Por fin han percibido el altercado los guardaespaldas y corren hacia el lugar donde es arrastrado el cuerpo ensangrentado del duque.

Las espadas se cruzan, pero los asaltantes huyen más que luchan y dejan en el campo de batalla la sanguinolenta presencia yaciente de Alfonso y el desolado estupor de sus guardianes. Por fin Albanese lo coge en brazos y gana trabajosamente el portón del que salieran, dejando en el empedrado estelas de sangre. Es el propio Albanese el que desemboca en la sala donde Sancha y Lucrecia se hacen confidencias, truncadas a la vista del cuerpo exangüe del príncipe, la pálida faz, la sangre ganando el suelo y tiñendo las manos, el cuerpo de las mujeres cuando lo abrazan.

– Conmigo ha llegado el terror.

¿No le parece una simplificación, señor Maquiavelo?

– No he reunido la suficiente teoría sobre eso. Todavía. Pero analizo sus pasos, César, y sólo veo acciones lógicas si tenemos en cuenta lo que pretende, la finalidad de una empresa.

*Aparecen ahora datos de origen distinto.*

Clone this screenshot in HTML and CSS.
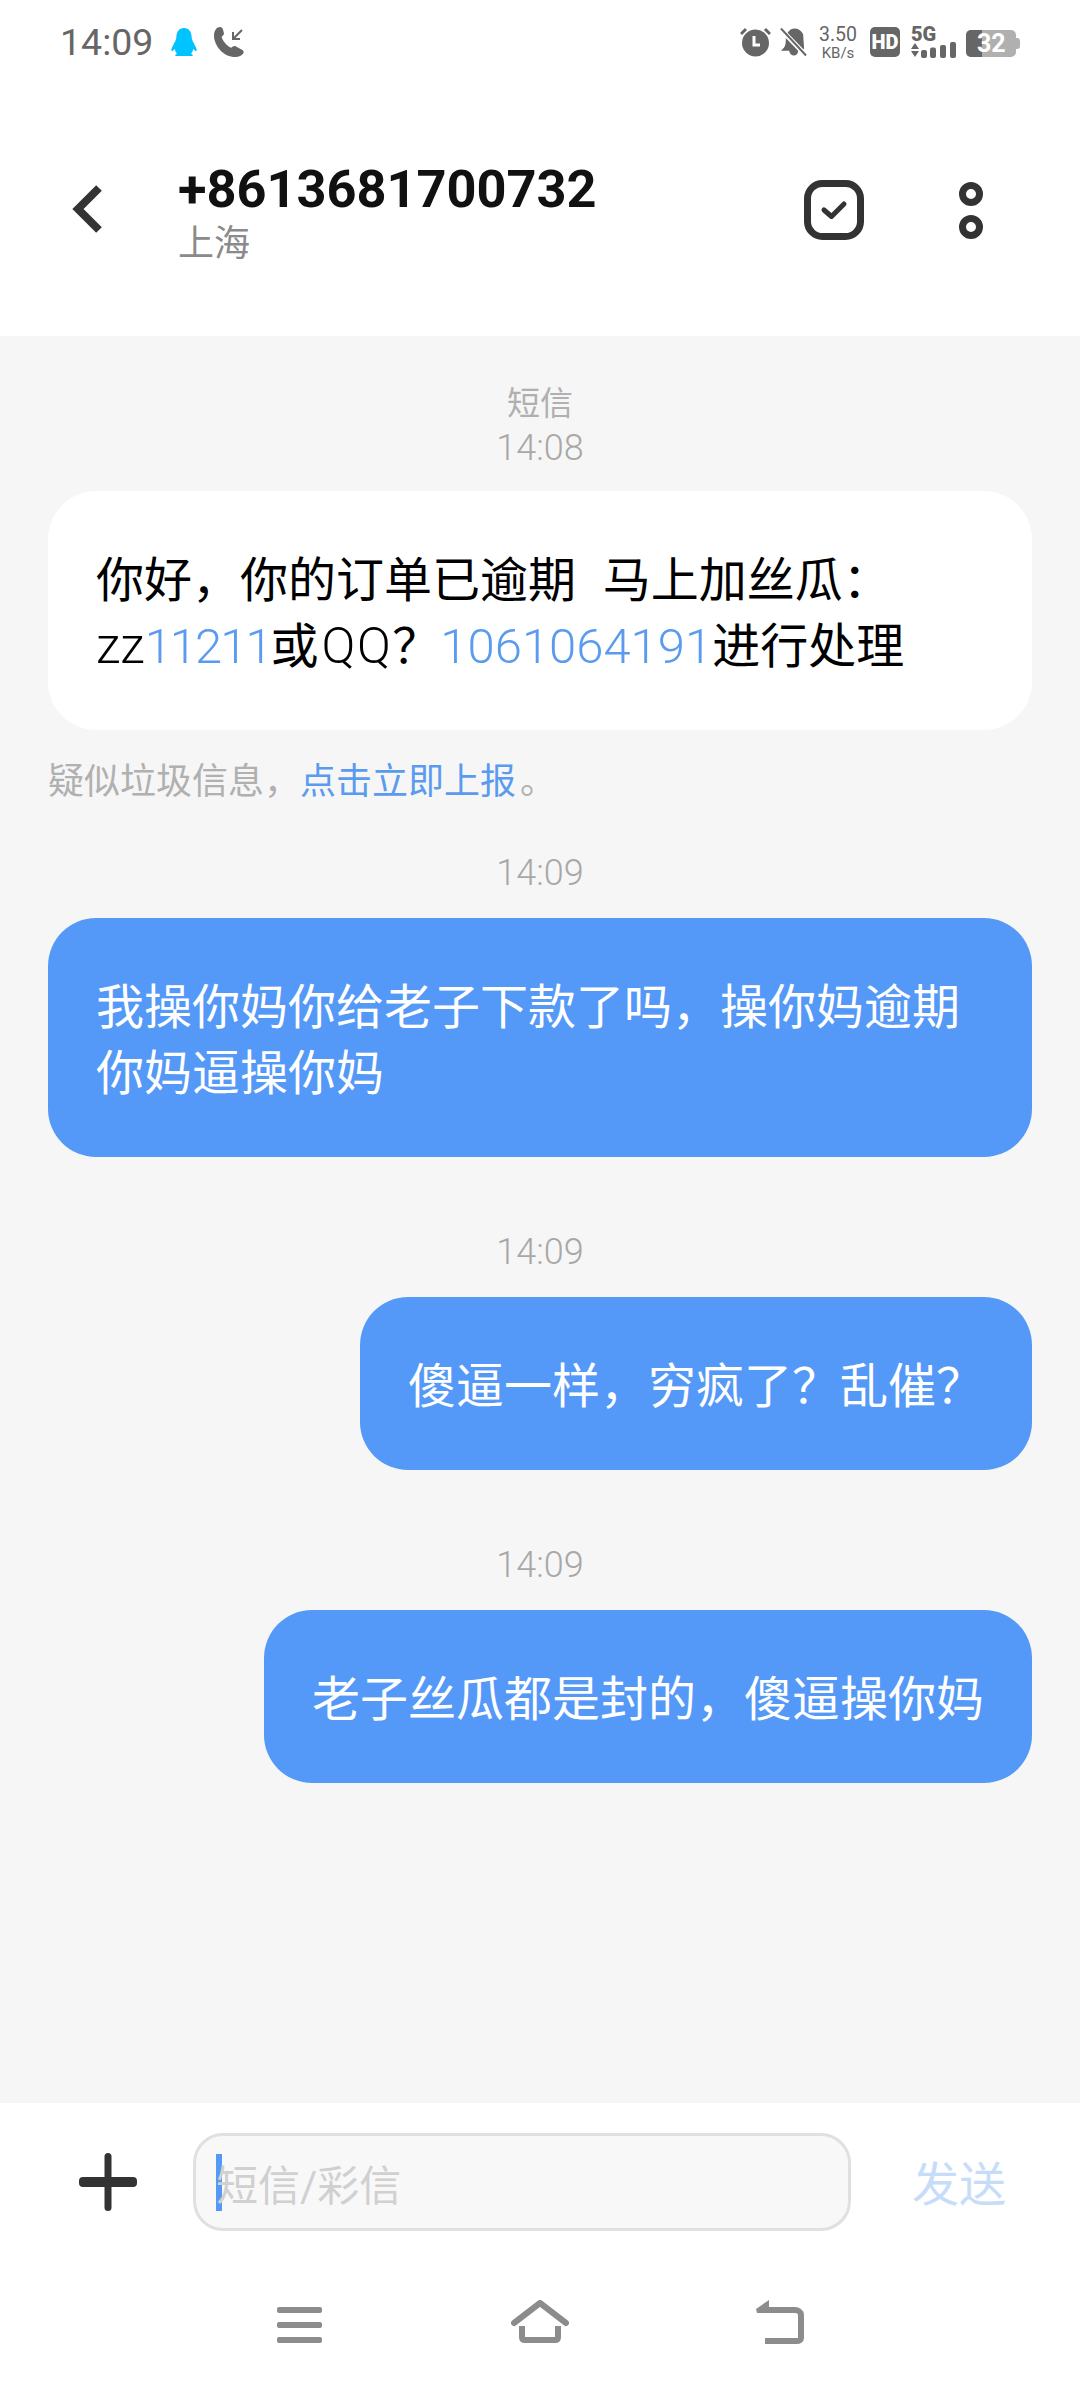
FILE: index.html
```html
<!DOCTYPE html>
<html lang="zh-CN">
<head>
    <meta charset="UTF-8">
    <meta name="viewport" content="width=device-width, initial-scale=1.0">
    <title>短信</title>
    <link rel="stylesheet" href="styles.css">
</head>
<body>
    <div class="phone">
        <!-- Status bar -->
        <div class="status-bar">
            <div class="status-left">
                <span class="clock">14:09</span>
                <svg class="qq-icon" viewBox="0 0 26 28">
                    <path fill="#00c3ff" d="M13 0C7.600 0 5.600 4.200 5.400 8.600 5.300 11 4.600 12.600 3.400 14.800 2 17.600.6 20.400 0 22.400l1.600.6 2.200-2c.3 1.800 1 3.400 2.200 4.600C5 26 4.400 26.800 4.200 28h17.600c-.2-1.200-.8-2-1.800-2.400 1.200-1.200 1.900-2.800 2.200-4.600l2.200 2 1.600-.6c-.6-2-2-4.800-3.400-7.600-1.200-2.200-1.900-3.800-2-6.200C20.400 4.200 18.400 0 13 0z"/>
                </svg>
                <svg class="call-icon" viewBox="0 0 30 30">
                    <path fill="#666" d="M6 0c1.400 0 2.400.8 2.800 2l1 3.600c.4 1.200 0 2.400-1 3.200L7.600 9.800c1 4 5 9.200 9.600 11l1.600-1.200c1-.8 2.200-.8 3.200-.2l6.400 3.600c1.200.8 1.600 2 1 3.200C28 28.600 24.800 30 21.400 30 9.600 30 0 18.800 0 8.400 0 4.400 2.200 0 6 0z"/>
                    <path fill="none" stroke="#666" stroke-width="2" d="M28 3 L19 12 M19 5v7h7"/>
                </svg>
            </div>
            <div class="status-right">
                <svg class="alarm-icon" viewBox="0 0 31 30">
                    <circle cx="15.500" cy="16" r="13.500" fill="#666"/>
                    <path fill="none" stroke="#fff" stroke-width="3" d="M14 9v9h6"/>
                    <path fill="none" stroke="#666" stroke-width="3" d="M1 7l5-5M30 7l-5-5"/>
                </svg>
                <svg class="bell-icon" viewBox="0 0 28 30">
                    <path fill="#666" d="M4 21c1.500-2 2-4 2-8 0-7 4-12 9-12 4 0 7 2 9 6l1 15-6 2c-.5 3-2 5-4.500 5S10 27 9.500 24H1z"/>
                    <path stroke="#fff" stroke-width="5" d="M1 2l26 27"/>
                    <path stroke="#666" stroke-width="2" d="M1 1l26 28"/>
                </svg>
                <div class="speed">
                    <span class="speed-num">3.50</span>
                    <span class="speed-unit">KB/s</span>
                </div>
                <div class="hd-badge">HD</div>
                <div class="signal">
                    <span class="five-g">5G</span>
                    <svg class="signal-icon" viewBox="0 0 45 16">
                        <path fill="#666" d="M0 7L4 1l4 6zM0 9h8l-4 6z"/>
                        <rect x="10" y="8" width="6" height="8" rx="2" fill="#666"/>
                        <rect x="19" y="5.500" width="6" height="10.500" rx="2" fill="#666"/>
                        <rect x="29" y="3" width="6" height="13" rx="2" fill="#666"/>
                        <rect x="39" y="0" width="6" height="16" rx="2" fill="#666"/>
                    </svg>
                </div>
                <div class="battery">
                    <div class="battery-fill"></div>
                    <span class="battery-num">32</span>
                    <div class="battery-cap"></div>
                </div>
            </div>
        </div>

        <!-- Header -->
        <div class="header">
            <svg class="back-icon" viewBox="0 0 30 48">
                <path fill="none" stroke="#333" stroke-width="8" d="M27 3L6 24l21 21"/>
            </svg>
            <div class="contact">
                <div class="contact-number">+8613681700732</div>
                <div class="contact-place">上海</div>
            </div>
            <svg class="check-icon" viewBox="0 0 60 60">
                <rect x="3.500" y="3.500" width="53" height="53" rx="15" fill="none" stroke="#333" stroke-width="7"/>
                <path fill="none" stroke="#333" stroke-width="5" stroke-linecap="round" stroke-linejoin="round" d="M20 30l7.500 6.500L40 24"/>
            </svg>
            <div class="more-icon">
                <span class="more-dot"></span>
                <span class="more-dot"></span>
            </div>
        </div>

        <!-- Messages -->
        <div class="thread">
            <div class="stamp-label">短信</div>
            <div class="stamp">14:08</div>
            <div class="bubble in">你好，你的订单已逾期<span class="wide-space">&nbsp;&nbsp;</span>马上加丝瓜：<br><span class="latin">zz</span><span class="link tight">11211</span>或<span class="latin spaced">QQ</span><span class="mark">？</span><span class="link">1061064191</span>进行处理</div>
            <div class="notice">疑似垃圾信息，<span class="notice-link">点击立即上报</span>。</div>

            <div class="stamp first">14:09</div>
            <div class="bubble out wide">我操你妈你给老子下款了吗，操你妈逾期<br>你妈逼操你妈</div>

            <div class="stamp gap">14:09</div>
            <div class="bubble out">傻逼一样，穷疯了<span class="mark">？</span>乱催<span class="mark">？</span></div>

            <div class="stamp gap">14:09</div>
            <div class="bubble out">老子丝瓜都是封的，傻逼操你妈</div>
        </div>

        <!-- Input bar -->
        <div class="composer">
            <svg class="plus-icon" viewBox="0 0 58 58">
                <rect x="25.500" y="0" width="7" height="58" rx="3.500" fill="#333"/>
                <rect x="0" y="24" width="58" height="10" rx="4" fill="#333"/>
            </svg>
            <div class="input-box">
                <span class="caret"></span>
                <span class="placeholder">短信/彩信</span>
            </div>
            <div class="send">发送</div>
        </div>

        <!-- Nav bar -->
        <div class="nav-bar">
            <svg class="nav-menu" viewBox="0 0 45 36">
                <rect y="0" width="45" height="6" rx="2" fill="#8c8c8c"/>
                <rect y="15" width="45" height="6" rx="2" fill="#8c8c8c"/>
                <rect y="30" width="45" height="6" rx="2" fill="#8c8c8c"/>
            </svg>
            <svg class="nav-home" viewBox="0 0 58 44">
                <path fill="none" stroke="#8c8c8c" stroke-width="6" stroke-linecap="round" stroke-linejoin="round" d="M3 23L29 3l26 20"/>
                <path fill="none" stroke="#8c8c8c" stroke-width="6" d="M11 26v11c0 2 1 3 3 3h30c2 0 3-1 3-3V26"/>
            </svg>
            <svg class="nav-back" viewBox="0 0 48 44">
                <path fill="#8c8c8c" d="M13 0L0 9l1 4h12z"/>
                <path fill="none" stroke="#8c8c8c" stroke-width="6" d="M6 10h33c3 0 6 2 6 5v23c0 2-2 3-4 3H9"/>
            </svg>
        </div>
    </div>
</body>
</html>
```

FILE: styles.css
```css
/* Page */
body {
    margin: 0;
    padding: 0;
    background: #fff;
    font-family: Roboto, "Noto Sans CJK SC", sans-serif;
}

.phone {
    display: flex;
    flex-direction: column;
    width: 1080px;
    height: 2388px;
    overflow: hidden;
}

/* Status bar */
.status-bar {
    display: flex;
    justify-content: space-between;
    align-items: center;
    height: 84px;
    padding: 0 64px 0 60px;
    flex-shrink: 0;
    color: #666;
}

.status-left,
.status-right {
    display: flex;
    align-items: center;
}

.clock {
    font-size: 37.500px;
    margin-right: 18px;
}

.qq-icon {
    width: 26px;
    height: 28px;
    margin-right: 17px;
}

.call-icon {
    width: 30px;
    height: 30px;
}

.alarm-icon {
    width: 31px;
    height: 30px;
    margin-right: 9px;
}

.bell-icon {
    width: 27px;
    height: 30px;
    margin-right: 12px;
}

.speed {
    display: flex;
    flex-direction: column;
    align-items: center;
    width: 38px;
    margin-right: 13px;
}

.speed-num {
    font-size: 19.500px;
    line-height: 23px;
}

.speed-unit {
    font-size: 15px;
    line-height: 15px;
}

.hd-badge {
    width: 30px;
    height: 30px;
    border-radius: 5px;
    background: #666;
    color: #fff;
    font-size: 20px;
    font-weight: 900;
    line-height: 30px;
    text-align: center;
    margin-right: 11px;
}

.signal {
    display: flex;
    flex-direction: column;
    width: 45px;
    margin-right: 10px;
}

.five-g {
    font-size: 20px;
    line-height: 15px;
    font-weight: 900;
}

.signal-icon {
    width: 45px;
    height: 16px;
}

.battery {
    position: relative;
    width: 50px;
    height: 27px;
    border-radius: 5px;
    background: #b0b0b0;
    margin-top: 3px;
}

.battery-fill {
    width: 16px;
    height: 27px;
    border-radius: 5px 0 0 5px;
    background: #666;
}

.battery-num {
    position: absolute;
    left: 11px;
    top: 0;
    color: #fff;
    font-size: 25px;
    line-height: 27px;
    font-weight: 700;
}

.battery-cap {
    position: absolute;
    right: -4px;
    top: 8px;
    width: 4px;
    height: 11px;
    border-radius: 0 3px 3px 0;
    background: #b0b0b0;
}

/* Header */
.header {
    display: flex;
    align-items: center;
    height: 252px;
    flex-shrink: 0;
    padding-left: 72px;
}

.back-icon {
    width: 30px;
    height: 48px;
    margin-bottom: 3px;
    margin-right: 76px;
}

.contact {
    width: 626px;
    margin-top: 6px;
}

.contact-number {
    font-size: 52.300px;
    line-height: 62px;
    font-weight: 700;
    color: #111;
}

.contact-place {
    font-size: 36px;
    line-height: 48px;
    color: #8a8a8a;
}

.check-icon {
    width: 60px;
    height: 60px;
    margin-right: 95px;
}

.more-icon {
    display: flex;
    flex-direction: column;
    gap: 9px;
}

.more-dot {
    width: 24px;
    height: 24px;
    box-sizing: border-box;
    border: 7px solid #333;
    border-radius: 50%;
}

/* Messages */
.thread {
    display: flex;
    flex-direction: column;
    flex: 1;
    padding: 46px 48px 0;
    background: #f6f6f6;
}

.stamp-label {
    font-size: 33px;
    line-height: 44px;
    color: #b0b0b0;
    text-align: center;
}

.stamp {
    font-size: 36px;
    font-weight: 300;
    line-height: 44px;
    color: #a8a8a8;
    text-align: center;
}

.stamp.first {
    margin-top: 44px;
}

.stamp.gap {
    margin-top: 73px;
}

.bubble {
    margin-top: 23px;
    padding: 57px 48px 50px;
    border-radius: 48px;
    font-size: 48px;
    line-height: 66px;
}

.bubble.in {
    margin-top: 21px;
    background: #fff;
    color: #000;
}

.bubble.out {
    align-self: flex-end;
    background: #5599f8;
    color: #fff;
}

.bubble.wide {
    align-self: stretch;
}

.wide-space {
    letter-spacing: 1.500px;
}

.latin {
    font-size: 50px;
    font-weight: 300;
    line-height: 0;
}

.latin.spaced {
    margin-left: 3px;
    letter-spacing: 1.500px;
}

.link {
    color: #5a9bef;
    font-size: 49px;
    font-weight: 300;
    line-height: 0;
}

/* the ones in this number are drawn narrower */
.link.tight {
    letter-spacing: -2px;
}

/* full-width question mark sits centred in its cell */
.mark {
    font-family: "Noto Sans CJK TC", sans-serif;
    line-height: 0;
}

.notice {
    margin-top: 27px;
    font-size: 36px;
    line-height: 50px;
    color: #b0b0b0;
}

.notice-link {
    color: #5a9bef;
    margin-right: 4px;
}

/* Input bar */
.composer {
    display: flex;
    align-items: center;
    height: 158px;
    padding-left: 79px;
    flex-shrink: 0;
    background: #fff;
}

.plus-icon {
    width: 58px;
    height: 58px;
    margin-right: 56px;
}

.input-box {
    display: flex;
    align-items: center;
    box-sizing: border-box;
    width: 658px;
    height: 98px;
    padding-left: 20px;
    border: 3px solid #e0e0e0;
    border-radius: 30px;
    background: #f8f8f8;
    margin-right: 61px;
}

.caret {
    width: 6px;
    height: 57px;
    background: #5599f8;
    flex-shrink: 0;
}

.placeholder {
    margin-left: -6px;
    font-size: 42px;
    color: #d0d0d0;
}

.send {
    font-size: 47px;
    color: #c6dcf8;
    margin-bottom: 4px;
}

/* Nav bar */
.nav-bar {
    display: flex;
    align-items: flex-start;
    height: 127px;
    padding: 39px 0 0 277px;
    box-sizing: border-box;
    flex-shrink: 0;
    background: #fff;
}

.nav-menu {
    width: 45px;
    height: 36px;
    margin-top: 7px;
    margin-right: 189px;
}

.nav-home {
    width: 58px;
    height: 44px;
    margin-right: 187px;
}

.nav-back {
    width: 48px;
    height: 44px;
}
```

La violencia es necesaria para construir la sociedad, y estamos en tiempos de violencia. Debe ser patrimonio del poder, porque si no, la violencia es desorden. O la aplicas o te la aplican. Se habla del terror de los Borja, pero al lado del terror de condotieros como los Bentivoglio, Malatesta o los Baglione, los Borja han sido seráficos.

También el terror hay que medirlo.

– No debe ser excesivo.

– No debe ser ineficaz, gratuito. Lo verdaderamente nefasto es el terror gratuito e inútil.